2:00 pm Thursday, April 10, 2014
Algebra, Number Theory, and Combinatorics : Some arithmetic questions related to Sierpinski's triangle by Eduardo Duenez (University of Texas at San Antonio) in RLM 9.166
The Sierpinski triangle S supports a natural invariant probability measure mu. When S is projected on any fixed line L, we obtain a push-forward measure mu_L possessing many interesting properties, especially when L has "rational" inclination in a certain natural sense. For rational L, the cumulative distribution function F(t) of the projected measure mu_L maps rational numbers into rational numbers, but the converse is not necessarily true. Numerical evidence suggests, in fact, that the inverse image of a rational number is either rational or transcendental.
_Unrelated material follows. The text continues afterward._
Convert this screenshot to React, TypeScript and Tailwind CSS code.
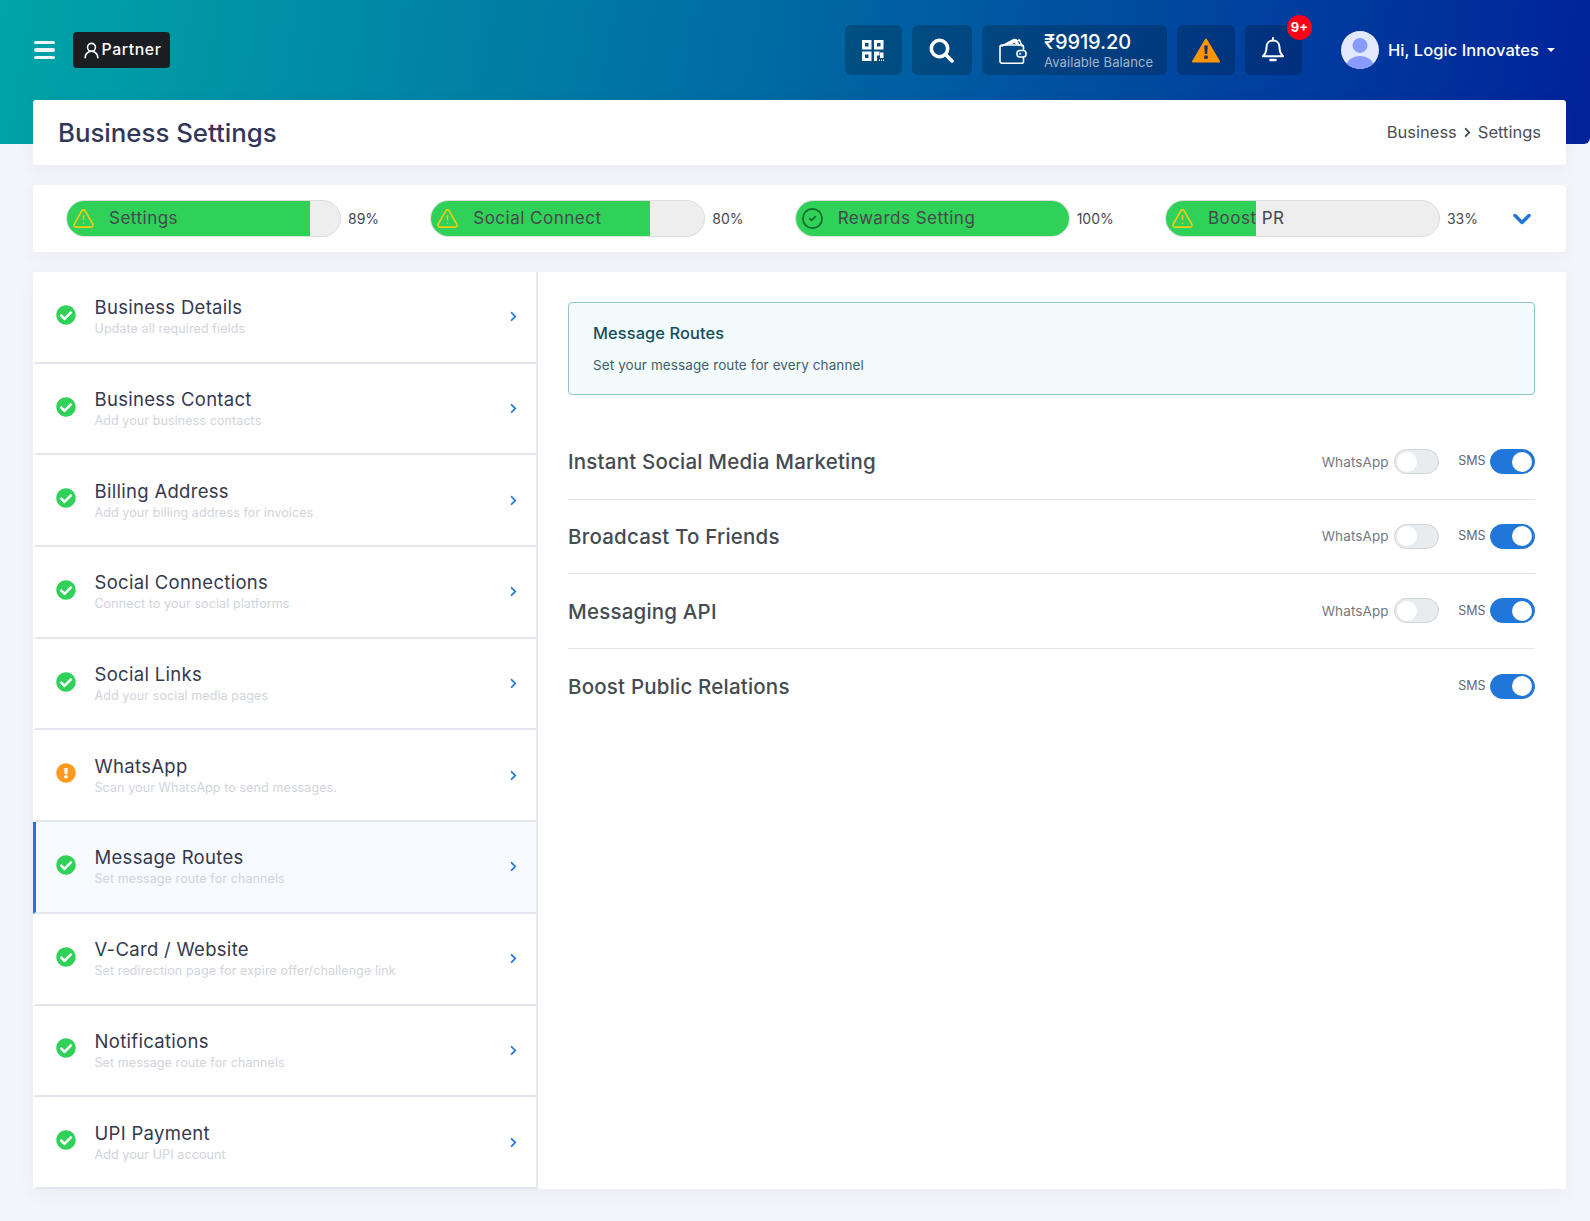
import { ChevronDown, CircleCheck, TriangleAlert, UserRound } from "lucide-react";
import { FaCheckCircle, FaChevronRight, FaExclamationCircle } from "react-icons/fa";

const progress = [
  { label: "Settings", fill: "w-[89%]", pct: "89%", done: false },
  { label: "Social Connect", fill: "w-[80%]", pct: "80%", done: false },
  { label: "Rewards Setting", fill: "w-full", pct: "100%", done: true },
  { label: "Boost PR", fill: "w-[33%]", pct: "33%", done: false },
];

const menu = [
  { title: "Business Details", sub: "Update all required fields" },
  { title: "Business Contact", sub: "Add your business contacts" },
  { title: "Billing Address", sub: "Add your billing address for invoices" },
  { title: "Social Connections", sub: "Connect to your social platforms" },
  { title: "Social Links", sub: "Add your social media pages" },
  { title: "WhatsApp", sub: "Scan your WhatsApp to send messages.", warn: true },
  { title: "Message Routes", sub: "Set message route for channels", active: true },
  { title: "V-Card / Website", sub: "Set redirection page for expire offer/challenge link" },
  { title: "Notifications", sub: "Set message route for channels" },
  { title: "UPI Payment", sub: "Add your UPI account" },
];

const routes = [
  { title: "Instant Social Media Marketing", whatsapp: true },
  { title: "Broadcast To Friends", whatsapp: true },
  { title: "Messaging API", whatsapp: true },
  { title: "Boost Public Relations", whatsapp: false },
];

function QrIcon() {
  return (
    <svg width="22" height="21" viewBox="0 0 22 21" fill="#fff">
      <path fillRule="evenodd" d="M0 0h9.5v9.5H0zM3 3v3.5h3.5V3zM12 0h9.5v9.5H12zM15 3v3.5h3.5V3zM0 11.5h9.5V21H0zM3 14.500v3.500h3.500v-3.500z" />
      <path d="M12 11.500h3V21h-3zM15 11.500h2.500v4H15zM18 12.500h3.500V18H18zM17 19.500h1V21h-1zM19 19.500h1V21h-1zM21 19.500h1V21h-1z" />
    </svg>
  );
}

function SearchIcon() {
  return (
    <svg width="25" height="25" viewBox="0 0 25 25" fill="none" stroke="#fff" strokeWidth="3.6" strokeLinecap="round">
      <circle cx="10.500" cy="10.500" r="8.200" />
      <path d="M16.500 16.500 23 23" />
    </svg>
  );
}

function WalletIcon() {
  return (
    <svg width="28" height="27" viewBox="0 0 28 27" fill="none" stroke="#fff" strokeWidth="1.6" strokeLinejoin="round" strokeLinecap="round">
      <path d="M3 9 15 2.500l2.500 4.500M7 7.500l10-5 3 6M11 7l9.500-4 2.500 6" />
      <path d="M9 6.500l6-3M14 5.500l5-2" strokeWidth="1.200" />
      <path d="M1 10c0-1.200 1-2 2-2h19.500c1.200 0 2 .8 2 2v14.500c0 1-.8 1.700-1.800 1.700H3.200c-1.200 0-2.200-1-2.200-2.200z" />
      <rect x="18" y="13.500" width="9" height="6.500" rx="2.800" fill="#024a8c" />
      <circle cx="21.200" cy="16.700" r="1" fill="#fff" stroke="none" />
    </svg>
  );
}

function BellIcon() {
  return (
    <svg width="24" height="26" viewBox="0 0 24 26" fill="none" stroke="#fff" strokeWidth="2" strokeLinecap="round" strokeLinejoin="round">
      <path d="M12 3.500c-3.900 0-6.500 3-6.500 6.800 0 4.500-1 6.500-3.500 9h20c-2.500-2.500-3.500-4.500-3.500-9 0-3.800-2.600-6.800-6.500-6.800z" />
      <path d="M12 1v2.500" />
      <path d="M9.500 23h5" strokeWidth="2.600" />
    </svg>
  );
}

function Avatar() {
  return (
    <svg width="38" height="38" viewBox="0 0 38 38">
      <defs>
        <clipPath id="av">
          <circle cx="19" cy="19" r="19" />
        </clipPath>
      </defs>
      <circle cx="19" cy="19" r="19" fill="#e3eaff" />
      <g clipPath="url(#av)" fill="#8a9bff">
        <circle cx="19" cy="14.500" r="7.500" />
        <ellipse cx="19" cy="35" rx="13.500" ry="10" />
      </g>
    </svg>
  );
}

function Toggle({ on }: { on: boolean }) {
  return (
    <div
      className={`flex h-[25px] w-[45px] items-center rounded-full border px-[2px] ${
        on ? "justify-end border-[#2176d9] bg-[#2176d9]" : "justify-start border-[#ced4da] bg-[#e9ecef]"
      }`}
    >
      <div className="h-[20px] w-[20px] rounded-full bg-white" />
    </div>
  );
}

export default function App() {
  return (
    <div className="h-[1221px] overflow-hidden bg-[#f4f5fa] font-['Inter',sans-serif]">
      {/* Top bar */}
      <header className="h-[144px] rounded-br-[6px] bg-[linear-gradient(100deg,#00a5a8_0%,#0068a3_50%,#00229a_100%)] pr-[35px] pl-[34px]">
        <div className="flex h-[100px] items-center">
          <div className="flex w-[21px] flex-col gap-[4px]">
            <div className="h-[3.5px] rounded-sm bg-[#eef6f7]" />
            <div className="h-[3.5px] rounded-sm bg-[#eef6f7]" />
            <div className="h-[3.5px] rounded-sm bg-[#eef6f7]" />
          </div>
          <div className="ml-[18px] flex h-[36px] w-[97px] items-center justify-center gap-[1px] rounded-[4px] bg-[#1a1d21] text-[15.8px] font-medium tracking-[0.6px] text-white">
            <UserRound size={19} strokeWidth={2} />
            Partner
          </div>

          <div className="ml-auto flex items-center">
            <div className="flex h-[50px] w-[57px] items-center justify-center rounded-[6px] bg-black/20">
              <QrIcon />
            </div>
            <div className="ml-[10px] flex h-[50px] w-[60px] items-center justify-center rounded-[6px] bg-black/20">
              <SearchIcon />
            </div>
            <div className="ml-[10px] flex h-[50px] w-[185px] items-center rounded-[6px] bg-black/20 pl-[17px]">
              <WalletIcon />
              <div className="ml-[17px]">
                <div className="text-[20px] leading-[25px] font-medium tracking-[-0.1px] text-white">₹9919.20</div>
                <div className="text-[13px] leading-[15px] tracking-[0.1px] text-[#a5b5ca]">Available Balance</div>
              </div>
            </div>
            <div className="ml-[10px] flex h-[50px] w-[58px] items-center justify-center rounded-[6px] bg-black/20">
              <svg width="28" height="25" viewBox="0 0 28 25">
                <path d="M14 1.500 27 23.500H1z" fill="#ff9500" stroke="#ff9500" strokeWidth="2" strokeLinejoin="round" />
                <path d="M12.200 7.500h3.600l-.6 8.500h-2.400z" fill="#17306e" />
                <circle cx="14" cy="19.200" r="1.900" fill="#17306e" />
              </svg>
            </div>
            <div className="relative ml-[10px] flex h-[50px] w-[57px] items-center justify-center rounded-[6px] bg-black/20">
              <BellIcon />
              <div className="absolute -top-[10px] -right-[10px] flex h-[25px] w-[25px] items-center justify-center rounded-full bg-[#ff0018] text-[13px] font-bold text-white">
                9+
              </div>
            </div>
            <div className="ml-[39px]">
              <Avatar />
            </div>
            <div className="ml-[9px] text-[16.5px] font-medium tracking-[0.05px] text-white">Hi, Logic Innovates</div>
            <div className="mt-[-1px] ml-[8px] h-0 w-0 border-x-[4px] border-t-[4px] border-x-transparent border-t-white" />
          </div>
        </div>
      </header>

      <main className="mt-[-44px] mr-[24px] ml-[33px]">
        {/* Title */}
        <div className="flex h-[65px] items-center justify-between rounded-[3px] bg-white pr-[25px] pl-[25px] shadow-[0_4px_16px_rgba(60,70,110,0.06)]">
          <h1 className="text-[25.8px] leading-none font-medium text-[#32375a]">Business Settings</h1>
          <div className="flex items-center text-[16.5px] text-[#495057]">
            Business
            <FaChevronRight size={11} className="mx-[5px] text-[#3c4249]" />
            Settings
          </div>
        </div>

        {/* Progress */}
        <div className="mt-[20px] flex h-[67px] items-center rounded-[3px] bg-white pr-[30px] pl-[33px] shadow-[0_4px_16px_rgba(60,70,110,0.05)]">
          <div className="flex flex-1 items-center justify-between pr-[30px]">
            {progress.map((p) => (
              <div key={p.label} className="flex items-center">
                <div className="relative h-[37px] w-[275px] overflow-hidden rounded-full border border-[#dddddd] bg-[#eeeeee]">
                  <div className={`h-full bg-[#30d158] ${p.fill}`} />
                  <div className="absolute inset-0 flex items-center pl-[5px]">
                    {p.done ? (
                      <CircleCheck size={23} strokeWidth={1.8} className="text-[#0f6b2a]" />
                    ) : (
                      <TriangleAlert size={23} strokeWidth={1.6} className="text-[#f5cb11]" />
                    )}
                    <span className="ml-[14px] text-[17px] tracking-[0.5px] text-[#45494f]">{p.label}</span>
                  </div>
                </div>
                <span className="ml-[7px] text-[14px] text-[#444a50]">{p.pct}</span>
              </div>
            ))}
          </div>
          <ChevronDown size={28} strokeWidth={3} className="text-[#2176d9]" />
        </div>

        {/* Main */}
        <div className="mt-[20px] flex h-[917px] bg-white shadow-[0_4px_16px_rgba(60,70,110,0.05)]">
          <aside className="w-[505px] shrink-0 border-r-2 border-[#e6e9f0]">
            {menu.map((m) => (
              <div
                key={m.title}
                className={`flex h-[91.7px] items-center border-b-2 border-b-[#e3e6ee] border-l-[3px] pr-[17px] pl-[20px] ${
                  m.active ? "border-l-[#2176d9] bg-[#f7fafe]" : "border-l-white"
                }`}
              >
                <div className="-mt-[4px] shrink-0">
                  {m.warn ? (
                    <FaExclamationCircle size={20} className="text-[#ff9a1f]" />
                  ) : (
                    <FaCheckCircle size={20} className="text-[#30d158]" />
                  )}
                </div>
                <div className="mt-[1px] ml-[18.5px]">
                  <div className="text-[18.5px] leading-[23px] tracking-[0.3px] text-[#35394f]">{m.title}</div>
                  <div className="text-[12.5px] leading-[19px] tracking-[0.1px] text-[#d1d4db]">{m.sub}</div>
                </div>
                <FaChevronRight size={11} className="ml-auto text-[#2176d9]" />
              </div>
            ))}
          </aside>

          <section className="flex-1 pt-[30px] pr-[31.5px] pl-[30px]">
            <div className="h-[93px] rounded-[4px] border border-[#8ec5cd] bg-[#f3fbfd] pt-[18px] pl-[24px]">
              <div className="text-[16.4px] leading-[24px] font-medium tracking-[0.1px] text-[#14505e]">Message Routes</div>
              <div className="mt-[10px] text-[13.5px] leading-[20px] tracking-[0.1px] text-[#40606a]">
                Set your message route for every channel
              </div>
            </div>

            <div className="mt-[30px]">
              {routes.map((r, i) => (
                <div
                  key={r.title}
                  className={`flex h-[74.6px] items-center justify-between ${i < 3 ? "border-b border-[#e4e5ea]" : ""}`}
                >
                  <div className="mt-[2px] text-[20.5px] font-medium tracking-[0.2px] text-[#454b52]">{r.title}</div>
                  <div className="flex items-center">
                    {r.whatsapp && (
                      <>
                        <span className="mr-[5px] text-[13.5px] tracking-[0.1px] text-[#737a82]">WhatsApp</span>
                        <Toggle on={false} />
                      </>
                    )}
                    <span className="mr-[4px] ml-[19.5px] text-[12.5px] text-[#63677a]">SMS</span>
                    <Toggle on />
                  </div>
                </div>
              ))}
            </div>
          </section>
        </div>
      </main>
    </div>
  );
}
In the special case when L is parallel to one of the heights of S, F(t) is easily described in terms of "weighted" base-2 expansions with weights (1:2) (a natural generalization of standard base-2 expansions which correspond to weights (1:1)). When L is parallel to a side of S, building on work of Bárány, Ferguson and Simon, we compute the local "roughness" of F(t) (i.e., its local Hölder exponents) in terms of logarithms of units in real quadratic fields. Finally, we explain how this interpretation may generalize to other rational lines L.